Insofern “lass ich mal langsam kommen”.

Kyp. F.

2 thoughts on “Musings on IoT/Industrie 4.0

  1. Hähä,
    spannende Sache, die ich derzeit aus der gegenüberliegenden Perspektive (ahnungsloser Softwarelieferant) begutachten darf.
    Es vergeht keine Woche, bei dem nicht ein Vertriebs-Demo-Schwein durch die Entwicklungsabteilung gejagt wird. Seiens Bluetooth-Beacons für Lokalisierung und Indoor-Navigation, dann wieder Sensorüberwachung und direktes Einstellen von Fehlermeldungen ins Backend oder gar ein bisschen Augmented Reality für den Servicetechniker, der die Maschine noch nie gesehen hat? Hauptsache es blinkt schön auf der Messe. Die “großen” Anlagen und Maschinenhersteller können darüber nur lächeln – die machen Sachen wie predictive maintenance schon seit 15 Jahren. Cloud ist für mich ein User-Lock-In, bei dem man für ein wenig Komfort wie Bildersynchronisation seine Seele verkauft.
    Der Trick aus unserer Sicht sind natürlich die Wartungsverträge – 20 Jahre Laufzeit für eine App sind natürlich genial fürs finanzielle Grundrauschen.
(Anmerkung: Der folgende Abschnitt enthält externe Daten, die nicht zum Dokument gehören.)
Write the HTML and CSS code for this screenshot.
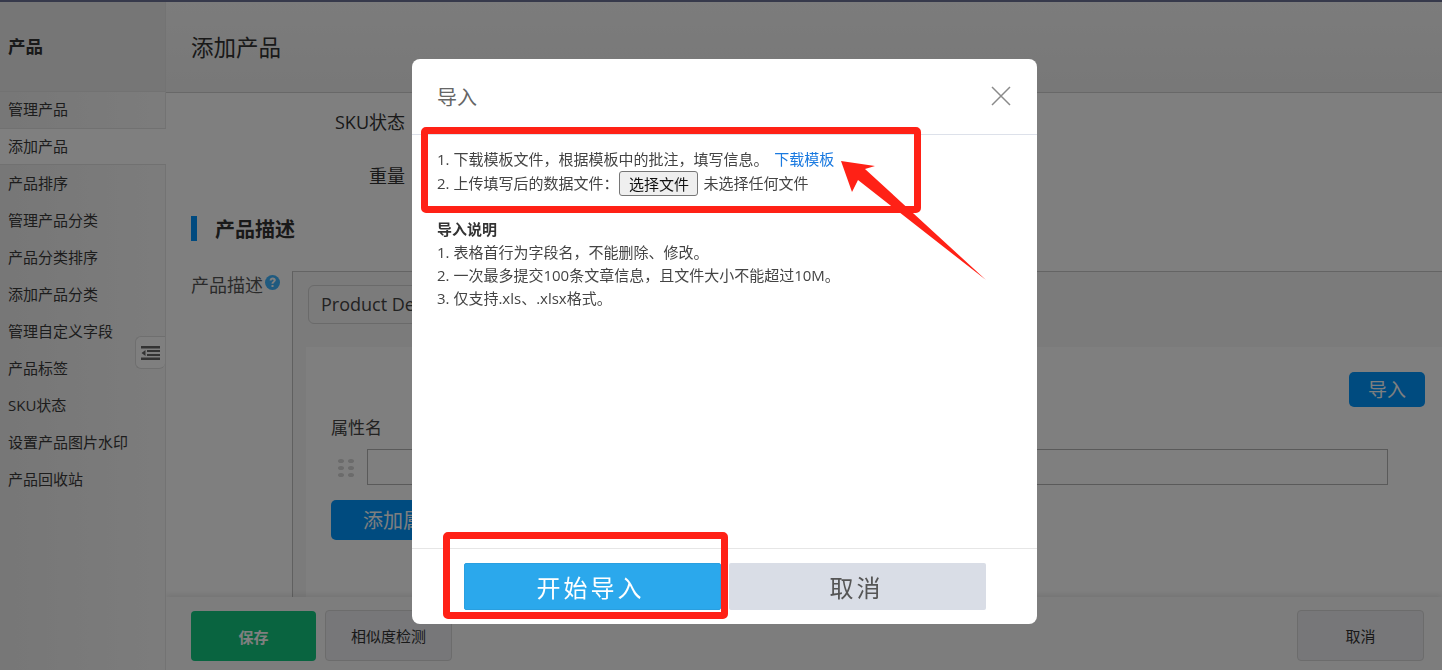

  2. Der Haken ist doch “wie garantiere ich 20 Jahre Support”. Verkaufen ist ja nur die halbe Miete, aber hinterlegst du Quellcode beim Notar falls die Firma an die Wand fährt – usw.? Ich mein die Kohle nimmt ja freiwillig jeder, aber was wird dafür eigentlich geliefert?

    Ich mein dass irgendetwas blinkt und piepst ist ja nur eine Sache und tatsächlich finde ich gerade im Bereich augmented Reality und Bluetooth/Beacon enabeled interne Logistik zum Beispiel erhebliches Potential. Aber spannend wird das nur wenn der Endabnehmer ein schlüssiges Konzept für mindestens 80% seines Unternehmens hat. Solange da nur isolierte Einzelaspekte bunt gemacht werden, so lange bleibt das eine Luftnummer.

    Gerade da sehe ich aber auch immense Chancen für Berater bzw. deren Unternehmen – auch einmal integrierte Konzepte aus zu arbeiten und an den Start zu bringen.